3. Key Principles for Effective Real-Time Data Systems

At Abyrint, we have found that successful real-time monitoring systems are not built on complex technology, but on a set of pragmatic principles. Technology is an enabler, but the management process is what determines success.

  1. Define ‘Good Enough’ Data. The pursuit of comprehensive, verified data is often the enemy of timely decision-making. The key is to identify the minimum viable information needed to make a sound judgement. The focus should be on data that is directionally correct and available quickly, rather than perfect data that arrives too late to be of use.
  2. Focus on Leading, Not Lagging, Indicators. Lagging indicators, such as quarterly output figures, describe the past. Leading indicators, by contrast, help anticipate the future. For a logistics project, a leading indicator is not the number of packages delivered last month (lagging), but the percentage of trucks that departed on schedule this week (leading). A dip in this metric can signal emerging security or maintenance problems that require immediate attention.
  3. Integrate Quantitative and Qualitative Inputs. Numbers alone are insufficient to understand a complex environment. A dashboard might show that attendance at a training program has dropped by 50%, but it cannot explain why. This requires structured qualitative input from field staff or community partners who can provide the necessary context—perhaps a new local conflict has made travel unsafe, or a rumour has eroded community trust. The combination of quantitative alerts and qualitative context is essential for sound judgement.

4. A Practical Application: Monitoring Aid Distribution

Consider a project tasked with distributing food aid to several dozen camps for internally displaced persons (IDPs). The environment is insecure and access is intermittent.

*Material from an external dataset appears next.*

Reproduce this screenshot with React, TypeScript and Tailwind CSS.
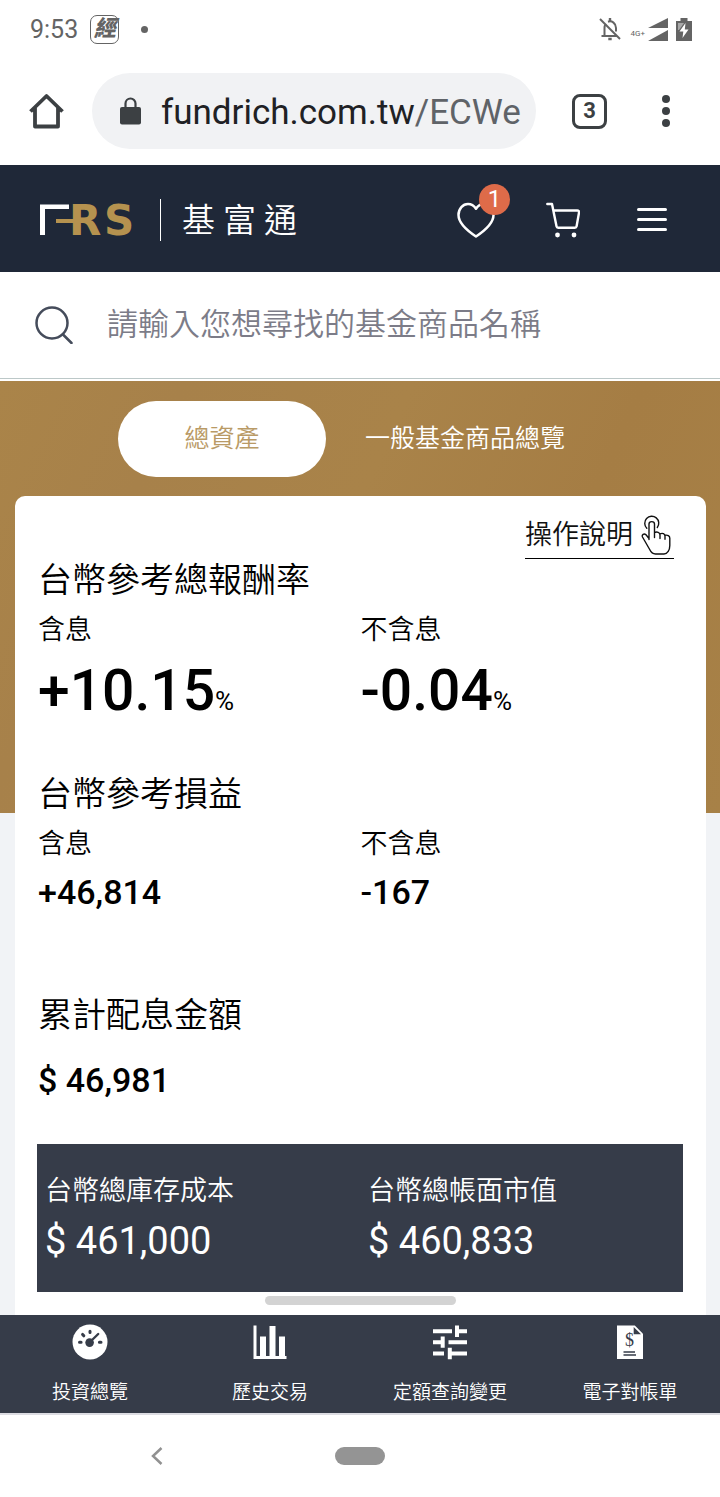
import type { ReactNode } from 'react'

const GaugeIcon = () => (
  <svg viewBox="0 0 36 36" className="h-[36px] w-[36px]" aria-hidden="true">
    <circle cx="18" cy="18" r="17.5" fill="#fff" />
    <g stroke="#363c49" strokeWidth="3" strokeLinecap="round">
      <path d="M7.5 18.2h1.6M27.4 18.2h1.6M18 7.2v1.4M10.6 10.4l1.2 1.4" />
      <path d="M18 18l8.2-8" strokeWidth="2.4" />
    </g>
    <circle cx="17.6" cy="18.6" r="4.3" fill="#363c49" />
  </svg>
)

const BarsIcon = () => (
  <svg viewBox="0 0 36 36" className="h-[36px] w-[36px]" fill="#fff" aria-hidden="true">
    <path d="M1.5 1.5h3v30.500h30v3h-33zM8 12.500h6v19.500h-6zM17.500 2h6v30h-6zM27 12.500h6v19.500h-6z" />
  </svg>
)

const SlidersIcon = () => (
  <svg viewBox="0 0 36 36" className="h-[36px] w-[36px]" fill="#fff" aria-hidden="true">
    <path d="M1 5.300h19v3.900h-19zM23 1.500h4v3.800h8v3.900h-8v3.800h-4zM16.500 16.300h18.500v3.900h-18.500zM1 16.300h7.700v-3.800h4v11.200h-4v-3.500h-7.700zM1 27.500h11v3.900h-11zM15.800 23.700h4v3.800h15.200v3.900h-15.200v3.800h-4z" />
  </svg>
)

const StatementIcon = () => (
  <svg viewBox="0 0 36 36" className="h-[36px] w-[36px]" aria-hidden="true">
    <path d="M5 1.500h17.800l8.200 8.300v25.200h-26z" fill="#fff" />
    <path d="M21.700 3v7.200h7.300z" fill="#363c49" />
    <text x="17.500" y="22" textAnchor="middle" fontFamily="Liberation Serif" fontSize="18" fill="#363c49">
      $
    </text>
    <path d="M11.500 28h11.500M11.500 31h12.500" stroke="#363c49" strokeWidth="1.300" />
  </svg>
)

const returns = [
  { label: '含息', value: '+10.15' },
  { label: '不含息', value: '-0.04' },
]

const profits = [
  { label: '含息', value: '+46,814' },
  { label: '不含息', value: '-167' },
]

const holdings = [
  { label: '台幣總庫存成本', value: '$ 461,000' },
  { label: '台幣總帳面市值', value: '$ 460,833' },
]

const tabs: { label: string; icon: ReactNode }[] = [
  { label: '投資總覽', icon: <GaugeIcon /> },
  { label: '歷史交易', icon: <BarsIcon /> },
  { label: '定額查詢變更', icon: <SlidersIcon /> },
  { label: '電子對帳單', icon: <StatementIcon /> },
]

function StatusBar() {
  return (
    <div className="flex h-[58px] items-center pr-[28px] pl-[30px] text-[#646464]">
      <span className="pt-[2px] text-[25px] leading-[30px]">9:53</span>
      <span className="ml-[12px] flex h-[29px] w-[29px] items-center justify-center rounded-[7px] border border-[#646464] text-[22px] leading-[26px] font-black italic">
        經
      </span>
      <span className="ml-[22px] h-[7px] w-[7px] rounded-full bg-[#646464]" />

      <div className="ml-auto flex items-end">
        <svg viewBox="0 0 24 24" className="h-[24px] w-[24px]" fill="none" stroke="currentColor" strokeWidth="2" aria-hidden="true">
          <path d="M2 2l20 20" />
          <path d="M3.500 19h15.500M6.500 19v-8c0-1.600.4-2.900 1.200-4M10 4.700c4-1.300 8 1.700 8 6.300v3.500" />
          <path d="M12 1v3M10.300 22h3.400" strokeWidth="2.400" />
        </svg>
        <span className="ml-[9px] text-[8px] leading-[14px]">4G+</span>
        <svg viewBox="0 0 20 23" className="ml-[3px] h-[23px] w-[20px]" fill="currentColor" aria-hidden="true">
          <path d="M20 0v10h-20zM20 12v11h-20z" />
        </svg>
        <svg viewBox="0 0 16 23" className="ml-[8px] h-[23px] w-[16px]" fill="currentColor" aria-hidden="true">
          <path d="M0 3h4.500v-3h7v3h4.500v20h-16z" />
          <path d="M2 5h6l-5 7h-1z" fill="#a8a8a8" />
          <path d="M9.500 5l-6 8.500h3.800l-.8 6.500 6-8.500h-3.700z" fill="#fff" />
        </svg>
      </div>
    </div>
  )
}

function BrowserBar() {
  return (
    <div className="flex h-[107px] items-center pr-[50px] pb-[1px] pl-[29px] text-[#3c4043]">
      <button aria-label="Home">
        <svg viewBox="0 0 35 36" className="h-[36px] w-[35px]" fill="none" stroke="currentColor" strokeWidth="3.800" strokeLinejoin="round" aria-hidden="true">
          <path d="M1.500 18.500l16-15.500 16 15.500M6 15v18.500h23v-18.500" />
        </svg>
      </button>
      <button className="ml-[28px] flex h-[76px] min-w-0 flex-1 items-center rounded-full bg-[#f1f2f4] pr-[8px] pl-[28px] text-left">
        <svg viewBox="0 0 21 28" className="h-[28px] w-[21px] shrink-0" aria-hidden="true">
          <rect y="10" width="21" height="17.500" rx="2" fill="currentColor" />
          <path d="M5.500 11v-4.500a5 5 0 0 1 10 0v4.500" fill="none" stroke="currentColor" strokeWidth="2.200" />
        </svg>
        <span className="ml-[20px] min-w-0 flex-1 overflow-hidden pt-[3px] text-[35px] leading-[48px] whitespace-nowrap text-[#202124]">
          fundrich.com.tw<span className="text-[#5f6368]">/ECWe</span>
        </span>
      </button>
      <button className="ml-[36px] flex h-[35px] w-[35px] items-center justify-center rounded-[8px] border-[3px] border-[#3c4043] text-[22px] leading-[24px] font-bold">
        3
      </button>
      <button aria-label="More" className="ml-[55px] flex flex-col gap-[4px]">
        <span className="h-[8px] w-[8px] rounded-full bg-[#3c4043]" />
        <span className="h-[8px] w-[8px] rounded-full bg-[#3c4043]" />
        <span className="h-[8px] w-[8px] rounded-full bg-[#3c4043]" />
      </button>
    </div>
  )
}

function SiteHeader() {
  return (
    <header className="flex h-[107px] items-center bg-[#1f2838] pt-[2px] pr-[53px] pl-[40px] text-white">
      <a href="#" className="flex items-center">
        <svg viewBox="0 0 100 32" className="h-[32px] w-[100px] overflow-visible" aria-hidden="true">
          <path d="M0 0.500h29v4.500h-24v26h-5z" fill="#fff" />
          <path d="M16 15h18v4h-18z" fill="#b5924f" />
          <text x="29 64" y="31" fontFamily="DejaVu Sans" fontSize="42" fontWeight="bold" fill="#b5924f">
            RS
          </text>
        </svg>
        <span className="ml-[20px] h-[42px] w-px bg-white" />
        <span className="ml-[21px] flex gap-[8px] pt-[3px] text-[33px] leading-[42px] font-[350]">
          <span>基</span>
          <span>富</span>
          <span>通</span>
        </span>
      </a>
      <div className="ml-auto flex items-center">
        <button aria-label="Favorites" className="relative">
          <svg viewBox="0 0 38 36" className="h-[36px] w-[38px]" fill="none" stroke="currentColor" strokeWidth="2.500" strokeLinejoin="round" aria-hidden="true">
            <path d="M19 34.500c-9-6-17.500-13-17.500-21.500 0-6.500 4.500-11 9.500-11 3.500 0 6 1.700 8 4.700 2-3 4.500-4.700 8-4.700 5 0 9.500 4.500 9.500 11 0 8.500-8.500 15.500-17.500 21.500z" />
          </svg>
          <span className="absolute -top-[18px] -right-[15px] flex h-[31px] w-[31px] items-center justify-center rounded-full bg-[#de6b49] text-[24px] leading-[30px]">
            1
          </span>
        </button>
        <button aria-label="Cart" className="ml-[51px]">
          <svg viewBox="0 0 34 36" className="h-[36px] w-[34px]" fill="none" stroke="currentColor" strokeWidth="2.400" strokeLinecap="round" strokeLinejoin="round" aria-hidden="true">
            <path d="M1.300 2h4.700l4.500 22.300c.2 1 .8 1.500 1.700 1.500h16.600c1 0 1.600-.5 1.800-1.500l2.400-13.500c.2-1.500-.5-2.300-1.700-2.300h-24" />
            <circle cx="11.500" cy="33" r="2.400" fill="currentColor" stroke="none" />
            <circle cx="28" cy="33" r="2.400" fill="currentColor" stroke="none" />
          </svg>
        </button>
        <button aria-label="Menu" className="ml-[57px] flex flex-col gap-[7px]">
          <span className="h-[3px] w-[30px] rounded-full bg-white" />
          <span className="h-[3px] w-[30px] rounded-full bg-white" />
          <span className="h-[3px] w-[30px] rounded-full bg-white" />
        </button>
      </div>
    </header>
  )
}

function SearchBar() {
  return (
    <div className="flex h-[109px] flex-col">
      <label className="flex flex-1 items-center border-b border-[#bcc8c8] pl-[35px]">
        <svg viewBox="0 0 38 38" className="h-[38px] w-[38px] shrink-0" fill="none" stroke="#454c5b" strokeWidth="2.500" strokeLinecap="round" aria-hidden="true">
          <circle cx="17" cy="17" r="15.500" />
          <path d="M28 28.500l8.500 8.500" />
        </svg>
        <input
          type="search"
          aria-label="搜尋"
          placeholder="請輸入您想尋找的基金商品名稱"
          className="ml-[34px] min-w-0 flex-1 text-[31px] leading-[44px] font-[350] outline-none placeholder:text-[#7c7c88]"
        />
      </label>
      <div className="h-[2px] bg-white" />
    </div>
  )
}

export default function App() {
  return (
    <div className="bg-white font-['Roboto','Noto_Sans_CJK_TC',sans-serif] text-black">
      <StatusBar />
      <BrowserBar />
      <SiteHeader />
      <SearchBar />

      <main className="bg-[#f1f3f6] bg-[linear-gradient(115deg,#aa8449_0%,#a7814a_20%,#a98349_45%,#a57d44_70%,#a78147_100%)] bg-[length:100%_432px] bg-no-repeat pt-[20px] pr-[14px] pl-[15px]">
        <div className="flex h-[76px] pl-[103px]">
          <button className="w-[208px] rounded-full bg-white text-[25px] leading-[36px] font-[350] text-[#b99a66]">
            總資產
          </button>
          <button className="ml-[39px] text-[25px] leading-[36px] font-[350] text-white">
            一般基金商品總覽
          </button>
        </div>

        <div className="mt-[19px] rounded-t-[10px] bg-white pt-[17px] pr-[23px] pb-[10px] pl-[22px]">
          <div className="flex justify-end pr-[9px]">
            <a href="#" className="flex h-[46px] items-center gap-[8px] border-b border-black pr-[3px] pb-[2px] text-[27px] leading-[36px] font-[350] text-[#111]">
              操作說明
              <svg viewBox="0 0 30 40" className="h-[40px] w-[30px]" fill="none" stroke="currentColor" strokeWidth="1.400" strokeLinecap="round" strokeLinejoin="round" aria-hidden="true">
                <path d="M5.800 13.200a7 7 0 1 1 10.500-.7" />
                <path d="M8 24.500v-15.500c0-3.200 5.500-3.200 5.500 0v8.500M13.500 22.500v-5c2.500-1 5.500-.3 5.500 2.500v3.500M19 18.800c2.500-1 5-.2 5 2.500v3M24 20.300c2.500-.6 4.800.5 4.800 3v7.200c0 4.500-2.300 8.500-5.800 8.500h-8.500c-3 0-4.500-1.700-5.800-4.500l-7.200-12.500c-1-2.300 1.500-4 3.500-2.200l3 3.700" />
              </svg>
            </a>
          </div>

          <section className="pl-px">
            <h2 className="text-[34px] leading-[42px] font-[350]">台幣參考總報酬率</h2>
            <dl className="mt-[11px] grid grid-cols-2">
              {returns.map((item) => (
                <div key={item.label}>
                  <dt className="text-[27px] leading-[36px] font-[350]">{item.label}</dt>
                  <dd className="mt-[11px] text-[57px] leading-[64px] font-medium">
                    {item.value}
                    <span className="text-[26px] leading-none font-normal">%</span>
                  </dd>
                </div>
              ))}
            </dl>
          </section>

          <section className="mt-[50px] pl-px">
            <h2 className="text-[34px] leading-[42px] font-[350]">台幣參考損益</h2>
            <dl className="mt-[11px] grid grid-cols-2">
              {profits.map((item) => (
                <div key={item.label}>
                  <dt className="text-[27px] leading-[36px] font-[350]">{item.label}</dt>
                  <dd className="mt-[8px] text-[34px] leading-[44px] font-medium">{item.value}</dd>
                </div>
              ))}
            </dl>
          </section>

          <section className="mt-[80px] pl-px">
            <h2 className="text-[34px] leading-[42px] font-[350]">累計配息金額</h2>
            <p className="mt-[22px] text-[34px] leading-[44px] font-medium">$ 46,981</p>
          </section>

          <dl className="mt-[42px] grid grid-cols-2 bg-[#363c49] pt-[29px] pb-[27px] text-white">
            {holdings.map((item) => (
              <div key={item.label} className="pl-[8px]">
                <dt className="text-[27px] leading-[36px] font-[350]">{item.label}</dt>
                <dd className="mt-[8px] text-[38px] leading-[48px]">{item.value}</dd>
              </div>
            ))}
          </dl>
          <div className="mx-auto mt-[4px] h-[9px] w-[191px] rounded-full bg-[#d3d3d3]" />
        </div>
      </main>

      <nav className="grid grid-cols-4 border-b-2 border-[#dcdce2] bg-[#363c49] pt-[9px] pb-[6px] text-white">
        {tabs.map((tab) => (
          <a key={tab.label} href="#" className="flex flex-col items-center gap-[19px]">
            {tab.icon}
            <span className="text-[19px] leading-[28px] font-[350]">{tab.label}</span>
          </a>
        ))}
      </nav>

      {/* Android system navigation */}
      <div className="grid h-[82px] grid-cols-[157fr_46fr_157fr] items-center justify-items-center">
        <button aria-label="Back">
          <svg viewBox="0 0 12 18" className="h-[18px] w-[12px]" fill="none" stroke="#919191" strokeWidth="2.500" aria-hidden="true">
            <path d="M10.500 1l-8.500 8 8.500 8" />
          </svg>
        </button>
        <button aria-label="Home screen" className="h-[18px] w-[50px] rounded-full bg-[#949494]" />
      </div>
    </div>
  )
}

(Placeholder) Exhibit A: Real-Time Delivery Status Dashboard A simple bar chart showing deliveries scheduled vs. deliveries confirmed for the current week, updated daily.

When the dashboard shows a delivery to Camp C is unconfirmed 24 hours after its scheduled arrival, the project manager can act immediately. They can contact the driver, consult field security staff about the route, and make an informed decision to either re-route another delivery or postpone until the situation is clarified. This is a targeted, low-cost intervention that directly mitigates risk and improves performance.

5. Moving Towards Deliberate Adaptation

Operating effectively in volatile settings demands a move away from rigid, long-term plans and towards a culture of deliberate adaptation. Building systems for real-time data collection and analysis is not primarily a technological challenge; it is a management discipline.

By focusing on ‘good enough’ data, tracking leading indicators, and integrating quantitative and qualitative insights, project managers can shift from reactive guesswork to proactive guidance. This approach does not eliminate the inherent risks of working in difficult environments, but it provides a structured framework for navigating them, substantially increasing the likelihood of delivering on objectives and meeting fiduciary responsibilities.